To generate high-quality training and evaluation data, the authors employ a structured pipeline. As shown in the figure below, the process begins with sourcing high-resolution, visually complex images from the open internet. This is followed by backward drafting where a SOTA MLLM verifies perceivability, annotation of intent and tool operations, and finally quality assurance through consensus and audit.

During the reasoning phase, the agent operates in a ReAct pattern, interleaving thought, action, and observation. Each step is accompanied by Visual Ground Truth (V-GT) to ensure the agent correctly isolates relevant regions. Refer to the example of step-by-step reasoning with Visual Ground Truth and Tool Actions, where the agent isolates a black board, enhances contrast, and reads the text "Eat. Drink. Talk."

The framework relies on a standardized, OpenAI-compatible function calling interface for tool execution. Atomic image tools include geometric transformations such as crop, rotate, flip, and resize, as well as enhancement filters like autocontrast, sharpen, and denoise. Additionally, web retrieval tools allow for knowledge expansion via Google Search, Google Lens, and webpage fetching.

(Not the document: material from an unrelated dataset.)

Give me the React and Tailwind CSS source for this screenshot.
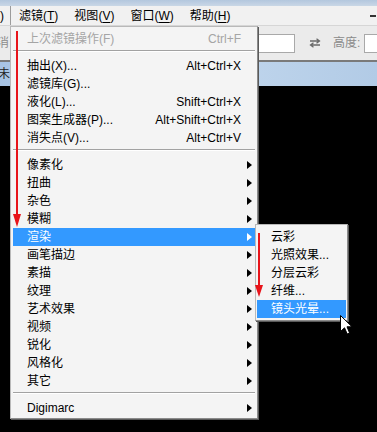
import React from "react";

const FONT = "font-['Liberation_Sans','Noto_Sans_CJK_SC',sans-serif]";

function Tri({ white }) {
  return (
    <span
      className={
        white
          ? "block h-0 w-0 border-y-[4px] border-l-[5px] border-y-transparent border-l-white"
          : "block h-0 w-0 border-y-[4px] border-l-[5px] border-y-transparent border-l-black"
      }
    />
  );
}

function Item({ label, shortcut, arrow, disabled, active }) {
  const tone = active
    ? "bg-[#3399ff] text-white"
    : disabled
    ? "text-[#a5a5a5]"
    : "text-black";
  return (
    <div className={`flex h-[18px] items-center pl-[14px] ${tone}`}>
      <span className="flex-1 whitespace-nowrap leading-none">{label}</span>
      {shortcut && <span className="whitespace-nowrap leading-none">{shortcut}</span>}
      <span className="flex w-[14px] items-center pl-[6px]">{arrow && <Tri white={active} />}</span>
    </div>
  );
}

function SubItem({ label, active }) {
  return (
    <div
      className={
        active
          ? "flex h-[18px] items-center bg-[#3399ff] pl-[14px] text-white"
          : "flex h-[18px] items-center pl-[14px] text-black"
      }
    >
      <span className="whitespace-nowrap leading-none">{label}</span>
    </div>
  );
}

function Sep() {
  return (
    <div className="h-[9px] pt-[2px]">
      <div className="border-t border-b border-t-[#a2a2a2] border-b-white" />
    </div>
  );
}

const mainMenu = [
  { label: "上次滤镜操作(F)", shortcut: "Ctrl+F", disabled: true },
  "sep",
  { label: "抽出(X)...", shortcut: "Alt+Ctrl+X" },
  { label: "滤镜库(G)..." },
  { label: "液化(L)...", shortcut: "Shift+Ctrl+X" },
  { label: "图案生成器(P)...", shortcut: "Alt+Shift+Ctrl+X" },
  { label: "消失点(V)...", shortcut: "Alt+Ctrl+V" },
  "sep",
  { label: "像素化", arrow: true },
  { label: "扭曲", arrow: true },
  { label: "杂色", arrow: true },
  { label: "模糊", arrow: true },
  { label: "渲染", arrow: true, active: true },
  { label: "画笔描边", arrow: true },
  { label: "素描", arrow: true },
  { label: "纹理", arrow: true },
  { label: "艺术效果", arrow: true },
  { label: "视频", arrow: true },
  { label: "锐化", arrow: true },
  { label: "风格化", arrow: true },
  { label: "其它", arrow: true },
  "sep",
  { label: "Digimarc", arrow: true },
];

const subMenu = [
  { label: "云彩" },
  { label: "光照效果..." },
  { label: "分层云彩" },
  { label: "纤维..." },
  { label: "镜头光晕...", active: true },
];

function MenuBarItem({ name, accel, pressed }) {
  return (
    <div
      className={
        pressed
          ? "flex h-full items-center border-l border-l-[#9c9c9c] px-[8px]"
          : "flex h-full items-center px-[8px]"
      }
    >
      <span className="whitespace-nowrap leading-none">
        {name}(<span className="underline underline-offset-[2px]">{accel}</span>)
      </span>
    </div>
  );
}

export default function App() {
  return (
    <div className={`relative flex h-[432px] w-[377px] flex-col overflow-hidden bg-black text-[12px] ${FONT}`}>
      {/* window top strip */}
      <div className="h-[6px] bg-gradient-to-b from-[#b3c7de] to-[#c9d7e6]" />
      {/* menu bar */}
      <div className="flex h-[20px] items-center border-b border-b-[#d6d6d6] bg-[#f1f1f1] text-black">
        <div className="w-[10px] leading-none">)</div>
        <MenuBarItem name="滤镜" accel="T" pressed />
        <MenuBarItem name="视图" accel="V" />
        <MenuBarItem name="窗口" accel="W" />
        <MenuBarItem name="帮助" accel="H" />
        <div className="ml-auto mr-[1px] h-[2px] w-[6px] bg-[#333]" />
      </div>
      {/* tool options bar */}
      <div className="flex h-[36px] items-center border-b-2 border-b-[#7a7a7a] bg-[#ebebeb]">
        <span className="-ml-[3px] w-[14px] flex-none text-[#8c8c8c]">消</span>
        <div className="ml-[224px] h-[19px] w-[60px] flex-none border border-[#a9a9a9] bg-white" />
        <svg className="ml-[14px] flex-none" width="12" height="10" viewBox="0 0 12 10">
          <path d="M1 3 H10 M7.5 0.8 L10.5 3 L7.5 5.2" fill="none" stroke="#6a6a6a" strokeWidth="1.3" />
          <path d="M11 7 H2 M4.5 4.8 L1.5 7 L4.5 9.2" fill="none" stroke="#6a6a6a" strokeWidth="1.3" />
        </svg>
        <span className="ml-[12px] flex-none whitespace-nowrap text-[#8a8a8a]">高度:</span>
        <div className="ml-[4px] h-[19px] w-[30px] flex-none border border-[#a9a9a9] bg-white" />
      </div>
      {/* document title bar */}
      <div className="flex h-[24px] items-center bg-gradient-to-r from-[#a8c4e4] via-[#c3d8ee] to-[#b2cbe6]">
        <span className="-ml-[2px] text-[#222]">未</span>
      </div>
      <div className="flex-1 bg-black" />

      {/* main dropdown */}
      <div className="absolute left-[10px] top-[26px] w-[248px] border border-[#b9b9b9] border-r-[#8b8b8b] border-b-[#8b8b8b] bg-[#f4f4f4] px-[2px] pb-[1px] pt-[3px] shadow-[1px_1px_0_#5a5a5a]">
        {mainMenu.map((it, i) =>
          it === "sep" ? <Sep key={i} /> : <Item key={i} {...it} />
        )}
      </div>

      {/* submenu */}
      <div className="absolute left-[255px] top-[224px] w-[93px] border border-[#b9b9b9] border-r-[#8b8b8b] border-b-[#8b8b8b] bg-[#f4f4f4] px-[1px] pb-[2px] pt-[3px] shadow-[1px_1px_0_#5a5a5a]">
        {subMenu.map((it, i) => (
          <SubItem key={i} {...it} />
        ))}
      </div>

      {/* red annotation arrows */}
      <svg className="pointer-events-none absolute left-0 top-0" width="377" height="432" viewBox="0 0 377 432">
        <line x1="17" y1="31" x2="17" y2="216" stroke="#e8141a" strokeWidth="2" />
        <polygon points="13,214 21,214 17,227" fill="#e8141a" />
        <line x1="259" y1="233" x2="259" y2="287" stroke="#e8141a" strokeWidth="2" />
        <polygon points="255,285 263,285 259,297" fill="#e8141a" />
      </svg>

      {/* mouse cursor */}
      <svg className="pointer-events-none absolute left-[340px] top-[315px]" width="13" height="21" viewBox="0 0 13 21">
        <path
          d="M0.5 0.5 L0.5 16.5 L4.5 12.8 L7.2 19 L9.6 18 L7 11.8 L12 11.8 Z"
          fill="#ffffff"
          stroke="#000000"
          strokeWidth="1"
          strokeLinejoin="miter"
        />
      </svg>
    </div>
  );
}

Evaluation is performed along two orthogonal axes: Strategy (S-axis) and Visual Evidence (V-axis). The S-axis verifies the correctness of the high-level plan and tool invocation, while the V-axis explicitly checks whether intermediate visual artifacts contain the decisive evidence required to answer the question.
Experiment
- A unified evaluation harness was established to compare heterogeneous agents across two interaction modes: sandboxed code generation and structured atomic tool calls, validating that a standardized artifact protocol enables fair benchmarking despite differing model behaviors.
- Experiments on the Agentic-MME benchmark reveal that all current models fall significantly short of human performance, particularly on complex multi-step tasks, confirming that tools are essential for hard problems but that agents still lack reliable planning and execution capabilities.
- Closed-source models consistently outperform open-source alternatives, with the gap primarily driven by superior search planning and retrieval strategies rather than basic tool invocation skills.
- Structured atomic APIs generally yield higher accuracy and efficiency than code generation by reducing cognitive load and syntax errors, though code mode retains unique potential for flexible, custom visual transformations.
- Analysis of failure modes indicates that models often suffer from reluctance to act, unfaithful execution of visual operations, and overthinking loops, while stepwise human annotations prove effective in guiding better planning without saturating performance.
- Validation studies confirm that the benchmark genuinely requires active visual grounding and synergistic tool use, as tasks cannot be solved by text-only or passive perception alone, and that automated evaluation aligns closely with human judgment.